Restate the full listing word for word and leave the pictures out.

....

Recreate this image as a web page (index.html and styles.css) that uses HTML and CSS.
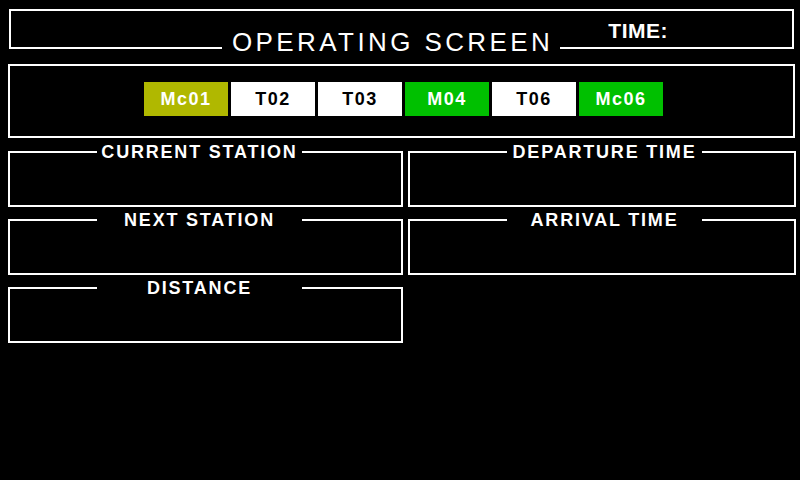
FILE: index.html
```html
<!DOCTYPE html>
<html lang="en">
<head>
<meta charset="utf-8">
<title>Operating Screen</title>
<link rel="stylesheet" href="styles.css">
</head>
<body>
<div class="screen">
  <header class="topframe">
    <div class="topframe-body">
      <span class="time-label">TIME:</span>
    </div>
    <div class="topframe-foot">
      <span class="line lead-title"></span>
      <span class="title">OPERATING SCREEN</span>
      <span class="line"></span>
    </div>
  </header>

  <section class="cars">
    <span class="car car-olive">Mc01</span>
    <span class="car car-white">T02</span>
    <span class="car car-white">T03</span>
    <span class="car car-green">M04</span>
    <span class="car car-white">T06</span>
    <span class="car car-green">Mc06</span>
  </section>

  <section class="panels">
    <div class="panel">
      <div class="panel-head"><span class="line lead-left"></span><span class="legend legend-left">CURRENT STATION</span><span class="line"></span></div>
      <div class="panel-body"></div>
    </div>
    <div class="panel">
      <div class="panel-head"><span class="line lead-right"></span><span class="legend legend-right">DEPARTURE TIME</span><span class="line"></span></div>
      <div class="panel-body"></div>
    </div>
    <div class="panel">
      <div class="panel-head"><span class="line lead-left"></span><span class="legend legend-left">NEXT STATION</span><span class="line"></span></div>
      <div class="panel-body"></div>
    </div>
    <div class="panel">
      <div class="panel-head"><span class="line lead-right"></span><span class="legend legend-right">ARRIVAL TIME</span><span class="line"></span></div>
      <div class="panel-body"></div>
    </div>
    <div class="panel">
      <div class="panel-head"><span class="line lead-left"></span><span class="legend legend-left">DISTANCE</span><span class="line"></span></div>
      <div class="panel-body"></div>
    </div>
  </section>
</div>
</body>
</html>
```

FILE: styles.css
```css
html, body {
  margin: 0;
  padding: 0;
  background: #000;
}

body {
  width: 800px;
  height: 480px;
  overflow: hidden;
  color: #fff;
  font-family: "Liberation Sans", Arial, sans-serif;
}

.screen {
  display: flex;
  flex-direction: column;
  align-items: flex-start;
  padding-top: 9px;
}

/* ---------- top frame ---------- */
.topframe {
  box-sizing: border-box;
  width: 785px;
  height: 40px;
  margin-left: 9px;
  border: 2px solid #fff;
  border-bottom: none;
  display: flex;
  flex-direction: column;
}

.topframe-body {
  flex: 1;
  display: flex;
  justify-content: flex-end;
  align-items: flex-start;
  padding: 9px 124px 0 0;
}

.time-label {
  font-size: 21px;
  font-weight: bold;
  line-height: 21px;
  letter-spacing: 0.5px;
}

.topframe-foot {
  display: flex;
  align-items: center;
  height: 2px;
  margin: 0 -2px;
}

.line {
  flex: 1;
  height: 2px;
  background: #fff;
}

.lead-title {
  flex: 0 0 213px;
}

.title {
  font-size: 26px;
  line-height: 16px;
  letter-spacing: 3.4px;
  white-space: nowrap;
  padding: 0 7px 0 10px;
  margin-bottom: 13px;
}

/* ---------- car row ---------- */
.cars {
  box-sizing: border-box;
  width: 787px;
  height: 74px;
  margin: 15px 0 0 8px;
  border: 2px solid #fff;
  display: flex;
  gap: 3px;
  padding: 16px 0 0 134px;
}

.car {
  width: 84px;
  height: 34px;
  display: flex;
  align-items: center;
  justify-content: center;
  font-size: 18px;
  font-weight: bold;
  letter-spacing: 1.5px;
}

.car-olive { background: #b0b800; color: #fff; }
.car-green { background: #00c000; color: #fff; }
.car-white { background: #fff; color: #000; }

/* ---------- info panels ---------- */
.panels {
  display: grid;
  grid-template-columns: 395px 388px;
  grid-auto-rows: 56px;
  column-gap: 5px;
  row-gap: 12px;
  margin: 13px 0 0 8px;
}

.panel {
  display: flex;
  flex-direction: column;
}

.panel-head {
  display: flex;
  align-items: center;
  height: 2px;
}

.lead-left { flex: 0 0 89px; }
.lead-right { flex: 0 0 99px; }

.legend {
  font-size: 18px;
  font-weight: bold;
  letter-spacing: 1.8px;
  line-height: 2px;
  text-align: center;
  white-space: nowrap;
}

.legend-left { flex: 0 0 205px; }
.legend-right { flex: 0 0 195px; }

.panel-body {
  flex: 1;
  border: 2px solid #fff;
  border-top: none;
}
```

....

## SOLUTION FOR THIS PROBLEM:
Recreate this image as a web page (index.html and styles.css) that uses HTML and CSS.
FILE: index.html
```html
<!DOCTYPE html>
<html lang="en">
<head>
<meta charset="utf-8">
<title>Operating Screen</title>
<link rel="stylesheet" href="styles.css">
</head>
<body>
<div class="screen">
  <header class="topframe">
    <div class="topframe-body">
      <span class="time-label">TIME:</span>
    </div>
    <div class="topframe-foot">
      <span class="line lead-title"></span>
      <span class="title">OPERATING SCREEN</span>
      <span class="line"></span>
    </div>
  </header>

  <section class="cars">
    <span class="car car-olive">Mc01</span>
    <span class="car car-white">T02</span>
    <span class="car car-white">T03</span>
    <span class="car car-green">M04</span>
    <span class="car car-white">T06</span>
    <span class="car car-green">Mc06</span>
  </section>

  <section class="panels">
    <div class="panel">
      <div class="panel-head"><span class="line lead-left"></span><span class="legend legend-left">CURRENT STATION</span><span class="line"></span></div>
      <div class="panel-body"></div>
    </div>
    <div class="panel">
      <div class="panel-head"><span class="line lead-right"></span><span class="legend legend-right">DEPARTURE TIME</span><span class="line"></span></div>
      <div class="panel-body"></div>
    </div>
    <div class="panel">
      <div class="panel-head"><span class="line lead-left"></span><span class="legend legend-left">NEXT STATION</span><span class="line"></span></div>
      <div class="panel-body"></div>
    </div>
    <div class="panel">
      <div class="panel-head"><span class="line lead-right"></span><span class="legend legend-right">ARRIVAL TIME</span><span class="line"></span></div>
      <div class="panel-body"></div>
    </div>
    <div class="panel">
      <div class="panel-head"><span class="line lead-left"></span><span class="legend legend-left">DISTANCE</span><span class="line"></span></div>
      <div class="panel-body"></div>
    </div>
  </section>
</div>
</body>
</html>
```

FILE: styles.css
```css
html, body {
  margin: 0;
  padding: 0;
  background: #000;
}

body {
  width: 800px;
  height: 480px;
  overflow: hidden;
  color: #fff;
  font-family: "Liberation Sans", Arial, sans-serif;
}

.screen {
  display: flex;
  flex-direction: column;
  align-items: flex-start;
  padding-top: 9px;
}

/* ---------- top frame ---------- */
.topframe {
  box-sizing: border-box;
  width: 785px;
  height: 40px;
  margin-left: 9px;
  border: 2px solid #fff;
  border-bottom: none;
  display: flex;
  flex-direction: column;
}

.topframe-body {
  flex: 1;
  display: flex;
  justify-content: flex-end;
  align-items: flex-start;
  padding: 9px 124px 0 0;
}

.time-label {
  font-size: 21px;
  font-weight: bold;
  line-height: 21px;
  letter-spacing: 0.5px;
}

.topframe-foot {
  display: flex;
  align-items: center;
  height: 2px;
  margin: 0 -2px;
}

.line {
  flex: 1;
  height: 2px;
  background: #fff;
}

.lead-title {
  flex: 0 0 213px;
}

.title {
  font-size: 26px;
  line-height: 16px;
  letter-spacing: 3.4px;
  white-space: nowrap;
  padding: 0 7px 0 10px;
  margin-bottom: 13px;
}

/* ---------- car row ---------- */
.cars {
  box-sizing: border-box;
  width: 787px;
  height: 74px;
  margin: 15px 0 0 8px;
  border: 2px solid #fff;
  display: flex;
  gap: 3px;
  padding: 16px 0 0 134px;
}

.car {
  width: 84px;
  height: 34px;
  display: flex;
  align-items: center;
  justify-content: center;
  font-size: 18px;
  font-weight: bold;
  letter-spacing: 1.5px;
}

.car-olive { background: #b0b800; color: #fff; }
.car-green { background: #00c000; color: #fff; }
.car-white { background: #fff; color: #000; }

/* ---------- info panels ---------- */
.panels {
  display: grid;
  grid-template-columns: 395px 388px;
  grid-auto-rows: 56px;
  column-gap: 5px;
  row-gap: 12px;
  margin: 13px 0 0 8px;
}

.panel {
  display: flex;
  flex-direction: column;
}

.panel-head {
  display: flex;
  align-items: center;
  height: 2px;
}

.lead-left { flex: 0 0 89px; }
.lead-right { flex: 0 0 99px; }

.legend {
  font-size: 18px;
  font-weight: bold;
  letter-spacing: 1.8px;
  line-height: 2px;
  text-align: center;
  white-space: nowrap;
}

.legend-left { flex: 0 0 205px; }
.legend-right { flex: 0 0 195px; }

.panel-body {
  flex: 1;
  border: 2px solid #fff;
  border-top: none;
}
```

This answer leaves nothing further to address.